You basically input heat to evaporate the water at a desired rate. Then the temperature of the material is monitored, knowing that it can't increase significantly above 212F until the water has been evaporated. When the material temperature does start to rise significantly above 212F, you know the material is dried.

I've noticed that my clothes dryer operates the same way, throttling the heat input as it detects the load's temperature increasing, probably by monitoring the exhaust air temperarure.
 
Many dryers will work if rewired to 120V. My heater element died. I had a universal replacement coil picked up at an auction and installed that. Never read the instructions that said to cut the length for higher power. Wife said she had to restart it twice to get clothes dry. Rather than pull the machine apart, just added a 50/50 timer in series with timer motor so the one hour timer became two. It had a moisture sensor, but she refuses to use that feature and set the timer instead. Replaced that dryer not much long after.
 
Heh, our moisture sensor is borked because half the time things are still damp at the end of the auto cycle.
 
My thoughts are that it will definitely output half of the heat, continuously. And more than likely won't cycle on and off. So it probably won't take twice as long. But will still use more total energy. Because of the longer motor run time. But not twice as much.
 
If running from an inverter it is not a good idea to put a half wave rectifier in a heavy resistive load. It highly imbalances inverter load current between positive and negative AC half cycles.

It can damage inverter.

A high power 240vac triac light dimmer on heating element would be better to use. It needs a fairly good heat sink capable of about 20 watts of heat dissipation as triacs have about 1.5-2v voltage drop.
 
It highly imbalances inverter load current between positive and negative AC half cycles.
I’m going to hold off on trying it! In addition to tinyt’s link, the following gives some reason to proceed carefully- especially for someone like myself who definitely does not understand the potential implications. While not directly related, it’s illustrates the types of issues that can arise

 
I think a heat pump based dryer will benefit from a lower wattage. When heat flow becomes lower due to lower power supply, the temperature gap from the heat pump becomes smaller and its COP increases (amount of heat transferred per unit of power). Longer drying time means also more time for heat loss through dryer door and surface as well as more motor rotation. I believe you may still save something here.

A dryer using electrical resistances to generate heat might see less benefits, its heating temperature could get lower leading to slightly less loss, but the longer drying time and motor rotation may cannibalize those savings.

When clothes are getting dry, so long these remain in the wet bulb drying phase, its temperature should remain constant.

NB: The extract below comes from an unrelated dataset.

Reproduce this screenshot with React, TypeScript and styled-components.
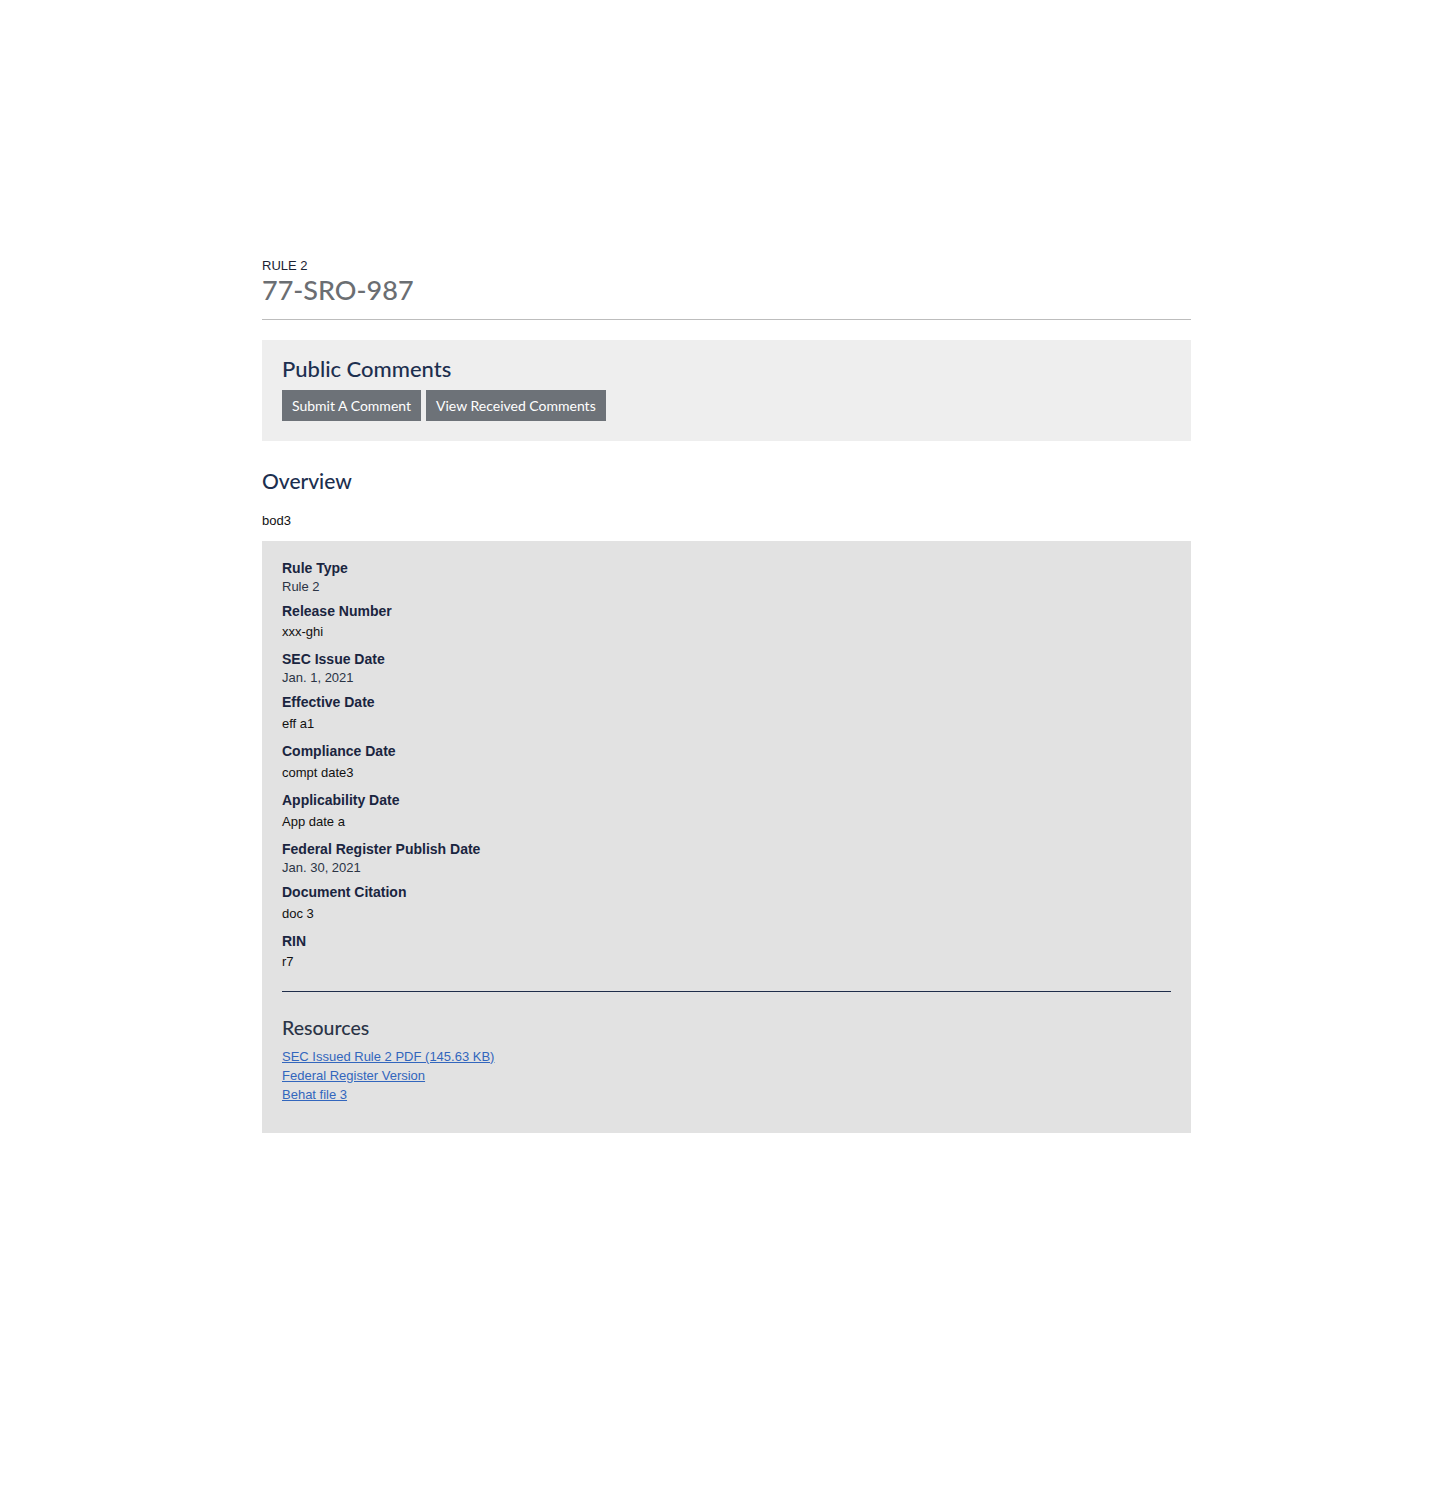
import React from "react";
import styled, { createGlobalStyle } from "styled-components";

const Global = createGlobalStyle`
  html, body { margin: 0; padding: 0; background: #fff; }
  body { font-family: "Liberation Sans", Arial, sans-serif; font-size: 13px; color: #111; }
`;

const Page = styled.main`
  width: 929px;
  padding: 258px 0 200px 262px;
`;

const Eyebrow = styled.div`
  font-size: 13px;
  line-height: 15px;
  color: #1c2333;
  text-transform: uppercase;
`;

const Title = styled.h1`
  margin: 0;
  font-family: "Lato", "Open Sans", sans-serif;
  font-weight: 500;
  font-size: 27px;
  line-height: 34px;
  color: #6b6e72;
`;

const Rule = styled.hr<{ $dark?: boolean }>`
  border: 0;
  height: 1px;
  margin: ${(p) => (p.$dark ? "16px 0 0" : "12px 0 20px")};
  background: ${(p) => (p.$dark ? "#1f2d4a" : "#bdbdbd")};
`;

const CommentBox = styled.section`
  background: #eeeeee;
  padding: 17px 20px 20px;
`;

const Heading = styled.h2<{ $size?: number; $color?: string }>`
  margin: 0;
  font-family: "Lato", "Open Sans", sans-serif;
  font-weight: 500;
  font-size: ${(p) => p.$size ?? 21}px;
  line-height: 24px;
  color: ${(p) => p.$color ?? "#1c2f4f"};
`;

const ButtonRow = styled.div`
  display: flex;
  gap: 5px;
  margin-top: 9px;
`;

const Button = styled.a`
  display: inline-flex;
  align-items: center;
  height: 31px;
  padding: 0 10px;
  background: #6d7278;
  color: #fff;
  font-family: "Lato", "Open Sans", sans-serif;
  font-size: 14px;
  text-decoration: none;
  cursor: pointer;
`;

const OverviewHeading = styled(Heading)`
  margin-top: 27px;
  line-height: 26px;
`;

const Body = styled.p`
  margin: 19px 0 13px;
  line-height: 15px;
  font-size: 13px;
`;

const DetailBox = styled.section`
  background: #e2e2e2;
  padding: 18px 20px 29px;
`;

const DetailList = styled.dl`
  display: flex;
  flex-direction: column;
  gap: 5px;
  margin: 0;
`;

const Item = styled.div``;

const Label = styled.dt`
  font-weight: 700;
  font-size: 14px;
  line-height: 18px;
  color: #1a2540;
`;

const Value = styled.dd<{ $para?: number }>`
  margin: ${(p) => (p.$para ? `${p.$para}px 0 3px` : "0")};
  font-size: 13px;
  line-height: 20px;
  color: ${(p) => (p.$para ? "#111" : "#2b3445")};
`;

const ResourcesHeading = styled(Heading)`
  margin-top: 24px;
`;

const Links = styled.ul`
  list-style: none;
  margin: 7px 0 0;
  padding: 0;
`;

const LinkItem = styled.li`
  line-height: 19px;
`;

const Link = styled.a`
  color: #3266bd;
  text-decoration: underline;
  font-size: 13px;
`;

const details: { label: string; value: string; para?: number }[] = [
  { label: "Rule Type", value: "Rule 2" },
  { label: "Release Number", value: "xxx-ghi", para: 2 },
  { label: "SEC Issue Date", value: "Jan. 1, 2021" },
  { label: "Effective Date", value: "eff a1", para: 3 },
  { label: "Compliance Date", value: "compt date3", para: 3 },
  { label: "Applicability Date", value: "App date a", para: 3 },
  { label: "Federal Register Publish Date", value: "Jan. 30, 2021" },
  { label: "Document Citation", value: "doc 3", para: 3 },
  { label: "RIN", value: "r7", para: 2 },
];

const resources = [
  "SEC Issued Rule 2 PDF (145.63 KB)",
  "Federal Register Version",
  "Behat file 3",
];

export default function App() {
  return (
    <>
      <Global />
      <Page>
        <Eyebrow>Rule 2</Eyebrow>
        <Title>77-SRO-987</Title>
        <Rule />
        <CommentBox>
          <Heading $size={22}>Public Comments</Heading>
          <ButtonRow>
            <Button>Submit A Comment</Button>
            <Button>View Received Comments</Button>
          </ButtonRow>
        </CommentBox>
        <OverviewHeading>Overview</OverviewHeading>
        <Body>bod3</Body>
        <DetailBox>
          <DetailList>
            {details.map((d) => (
              <Item key={d.label}>
                <Label>{d.label}</Label>
                <Value $para={d.para}>{d.value}</Value>
              </Item>
            ))}
          </DetailList>
          <Rule $dark />
          <ResourcesHeading $size={19.5} $color="#2b3447">
            Resources
          </ResourcesHeading>
          <Links>
            {resources.map((r) => (
              <LinkItem key={r}>
                <Link href="#">{r}</Link>
              </LinkItem>
            ))}
          </Links>
        </DetailBox>
      </Page>
    </>
  );
}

That does not change when power is halved, unless you go too low and then there is no enough heat to effectively dry clothes.

In general, requiring a lower power should be very beneficial for the grid and equipment costs, right?
Would inverters opperate more efficiently If the power demand is 2,5kW instead of 5kW?
I believe most home appliances aren't designed with a specific power because they need it but because people want things as fast as possible. Who wants to wait 8 minutes to boil water for tea? Most of us would like that in just 10 seconds or less.
 
I have a friend that wired up his dryer heating element up to his water heater that operates on a PV power point control. When he turns on the dryer, it switches from the water heater element to the dryer element. I have a dishwasher with the heating element wires going to a relay. When the relay closes, the heater element is powered by PV switched from my water heater. Dishwasher with the "sewing machine" pump draws less than 100W without the heater. Anyone can have a dishwasher even with a small system.
 
We know it's time to service the exhaust line and clean out the lint when that starts happening. Might not be your case.
I took apart and cleaned the dryer out (surprisingly not too bad inside), and I even ran a whole new (shorter) dryer duct because the original duct in the house was way too long and half full of lint. It made little difference. If we run the auto at "more dry" then run it again at "normal dry" it does fine, but takes forever. Plenty warm inside. I think it is just a bum dryer. But hey, it was free, new ones cost $$$ that I frankly don't have, and thanks to the solar on the roof it doesn't really cost me that much to run anymore, so it is more of a nuisance than anything at this point.